Hükümetin icraatlerini beğenen, bu vesileyle yandaş olup çıkar sağlayanlar, şimdi cemaate güvenip hükümete veriştiriyorlar. Yarın da devrimci olurlar, emin olun.

Cem Yılmaz boşanmış...

Vah... Vah...

AKP biraz olsun sevinmiştir buna. Vatandaş merakını, Yandaş Cem'e çevirir de, biraz olsun yolsuzluk dosyaları unutulur diye.

Yılbaşı gecesi biz de, o kanal, bu kanal dolaşıyoruz. Kalite sıfır. Bir avuç leblebiyle, az orası, az burası idare ediyoruz. Biraz sosyete komiği Cem'e baktım... Ne yazık ki, gülümseyemedim bile.

Arkadaşım; "Yarın reytinglerde, kimin birinci olacağı belli" dedi. "Mümkün değil!" dedim. Ona bir sıralama yaptım. Ertesi gün, Cem benim sıralamam gibi dördüncü oldu. Arkadaşım; "Nerden bildin bunu?" dedi. "Seyirci halk olunca, durum değişir" dedim. Nasıl ki, hükümet başta sanatın içine etti, yani değiştirdi. Bu Cem de, mizahın yönünü, akışını değiştirdi. Türk mizahı dediğiniz şey, başka bir şey oldu.
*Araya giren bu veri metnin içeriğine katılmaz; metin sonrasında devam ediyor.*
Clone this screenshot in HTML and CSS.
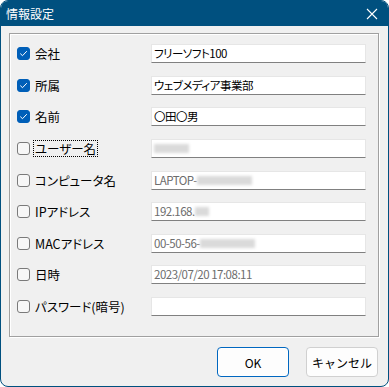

Bülent Ersoy, programında bu kez bayılmadı, aksine ayıktı. Onun programının kara kutusu, Akil Orhan Gencebay'dı. Beş karış suratla oturuyordu sahnede. Yüzünden düşen bin parça. "Nerden düştük buraya? Bitse de gitsek" gibilerden... Herhalde, akilliğin utancını üzerinden atamamıştı.
Benim 3 dileğim var. Birincisi, Akil Orhan Gencebay'la, diğeri Başbakan'la soru cevap bir tv program yapmak. Sonuncusu da, Fatih Altaylı'ya bir şans daha vermek.

Demem o ki, Fatih dersini iyice çalışsın. Bir program daha yapalım onunla. İlkinin rövanşı olsun. Ama bu yürek onlarda nerdeee?...

Çanakkale

Ocak ayının üçüncü haftasından itibaren Çanakkale Kepez, yerleşik bir kültür merkezi kazanıyor. Benim sanat yönetmenliğini yapacağım kültür merkezinin babası, Kepez Belediye Başkanı Dr. Ömer Faruk Mutan. Opera, bale, klasik müzik konserleri, sanat müziği konserleri, her çeşit tiyatro, çocuk tiyatrosu ve bir tiyatro okulu, Çanakkalelilerin hizmetinde olacak.
Ne mutlu...

Bir kez daha, Dr. Ömer Faruk Mutan'a teşekkür ediyorum.